I have c. 13m records that look something like;
Cust_ID | Order |
---|---|
123 | a1 |
123 | a1 |
123 | a2 |
456 | a2 |
789 | b2 |
789 | b3 |
I want to take a sample of say 2m but want to avoid breaking up any cusotmer records (i.e if 123 is in the sample all three records need to be included).

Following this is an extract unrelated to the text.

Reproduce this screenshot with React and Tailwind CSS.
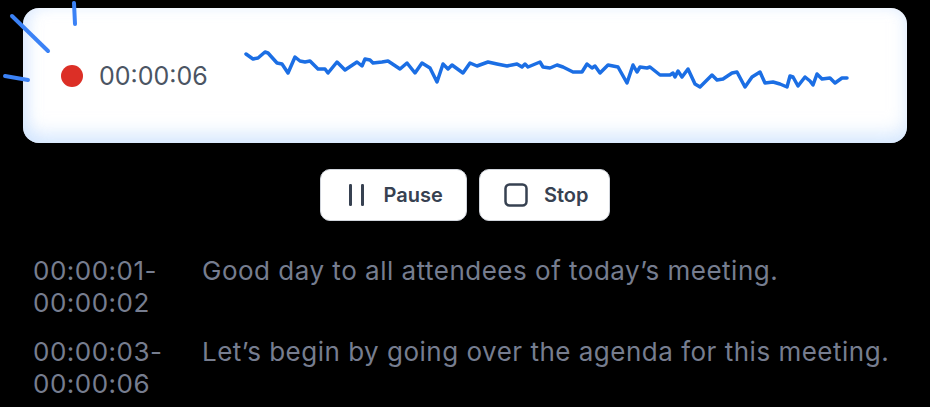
import React from 'react';

const wave = [
  [246, 54], [253, 59], [258, 58], [265, 52], [268, 53], [277, 63], [282, 64], [288, 73],
  [295, 57], [300, 61], [305, 62], [310, 61], [318, 69], [325, 69], [328, 73], [337, 62],
  [345, 70], [357, 62], [362, 66], [365, 59], [370, 60], [373, 63], [382, 62], [388, 61],
  [400, 69], [407, 63], [415, 73], [422, 63], [430, 68], [437, 82], [443, 64], [448, 69],
  [452, 65], [463, 73], [470, 63], [477, 66], [488, 62], [497, 64], [507, 66], [517, 64],
  [522, 67], [525, 64], [528, 67], [540, 62], [543, 67], [550, 68], [557, 65], [563, 67],
  [573, 72], [582, 72], [587, 64], [592, 68], [595, 66], [600, 73], [608, 65], [618, 67],
  [627, 83], [633, 65], [637, 72], [640, 67], [647, 68], [650, 67], [660, 75], [670, 75],
  [673, 73], [675, 77], [678, 71], [682, 77], [688, 69], [695, 84], [700, 87], [707, 80],
  [712, 75], [717, 80], [723, 79], [732, 73], [737, 72], [745, 87], [752, 77], [760, 72],
  [765, 83], [773, 82], [780, 84], [787, 87], [790, 76], [793, 77], [798, 86], [805, 77],
  [810, 81], [813, 85], [817, 74], [822, 79], [830, 78], [835, 83], [842, 78], [847, 78],
]
  .map(([x, y]) => `${x},${y}`)
  .join(' ');

const transcript = [
  { time: '00:00:01-00:00:02', text: 'Good day to all attendees of today\u2019s meeting.' },
  { time: '00:00:03-00:00:06', text: 'Let\u2019s begin by going over the agenda for this meeting.' },
];

const App = () => {
  return (
    <div className="relative min-h-screen bg-black pt-2 font-['Inter',sans-serif]">
      {/* Recording card */}
      <div className="mx-[23px] flex h-[135px] items-center rounded-2xl bg-white pl-[38px] shadow-[inset_0_-10px_18px_rgba(191,219,254,0.55),inset_6px_0_14px_rgba(191,219,254,0.35)]">
        <div className="h-[22px] w-[22px] shrink-0 rounded-full bg-[#dc2f26]"></div>
        <span className="ml-4 mt-[2px] text-[25px] text-[#4b5563]">00:00:06</span>
        <svg className="ml-auto mr-[55px]" width="610" height="135" viewBox="242 8 610 135">
          <polyline
            points={wave}
            fill="none"
            stroke="#1b6ee4"
            strokeWidth="3.5"
            strokeLinejoin="round"
            strokeLinecap="round"
          />
        </svg>
      </div>

      {/* Recording sparkle lines */}
      <svg className="absolute left-0 top-0" width="90" height="90" viewBox="0 0 90 90">
        <g stroke="#3b82f6" strokeWidth="4" strokeLinecap="round">
          <line x1="74" y1="3" x2="75" y2="24" />
          <line x1="12" y1="16" x2="48" y2="51" />
          <line x1="5" y1="76" x2="28" y2="80" />
        </g>
      </svg>

      {/* Controls */}
      <div className="mt-[26px] flex justify-center gap-3">
        <button className="flex h-[52px] items-center gap-[19px] rounded-[10px] border border-gray-300 bg-white pl-[26px] pr-[23px] text-[20px] font-semibold text-[#374151]">
          <svg width="18" height="24" viewBox="0 0 18 24">
            <rect x="2" y="1" width="3" height="22" rx="1.2" fill="#374151" />
            <rect x="14" y="1" width="3" height="22" rx="1.2" fill="#374151" />
          </svg>
          Pause
        </button>
        <button className="flex h-[52px] items-center gap-[16px] rounded-[10px] border border-gray-300 bg-white pl-6 pr-[21px] text-[20px] font-semibold text-[#374151]">
          <svg width="24" height="24" viewBox="0 0 24 24">
            <rect x="1.5" y="1.5" width="21" height="21" rx="4" fill="none" stroke="#374151" strokeWidth="2.5" />
          </svg>
          Stop
        </button>
      </div>

      {/* Transcript */}
      <div className="mt-[34px] flex flex-col gap-[17px] pl-[33px]">
        {transcript.map((row) => (
          <div
            key={row.time}
            className="grid grid-cols-[169px_1fr] text-[26px] leading-[32px] tracking-[0.5px] text-[#767d8f]"
          >
            <span className="pr-4">{row.time}</span>
            <span>{row.text}</span>
          </div>
        ))}
      </div>
    </div>
  );
};

export default App;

I tried sample but this has the issue that customer 123 might only have 1 record when I need all three. I also tried using QUALIFY altering the following found on antoher question;
SELECT * FROM TABLE1 QUALIFY ROW_NUMBER() OVER ( PARTITION BY CUST_ID ORDER BY NULL) <= 50;
However this 50 records within a group.
I'm kind of thinking I need a subquery but I'm drawing a blank. Any help
This is probably clearest to do in stages:
.
SELECT t.* FROM Table1 t JOIN
(SELECT Cust_ID FROM
(SELECT Cust_ID, cnt, RANDOM(-2147483648,2147483647) as rnd FROM
(SELECT Cust_ID, COUNT(*) as cnt FROM TABLE1 GROUP BY 1) RowCountByID
) RandomizedList
/* Cumulative sum not including current row */
QUALIFY COALESCE(SUM(cnt) OVER (ORDER BY rnd ROWS BETWEEN UNBOUNDED PRECEDING AND 1 PRECEDING),0) < 2000000
) SampleIDs
ON SampleIDs.Cust_ID = t.Cust_ID;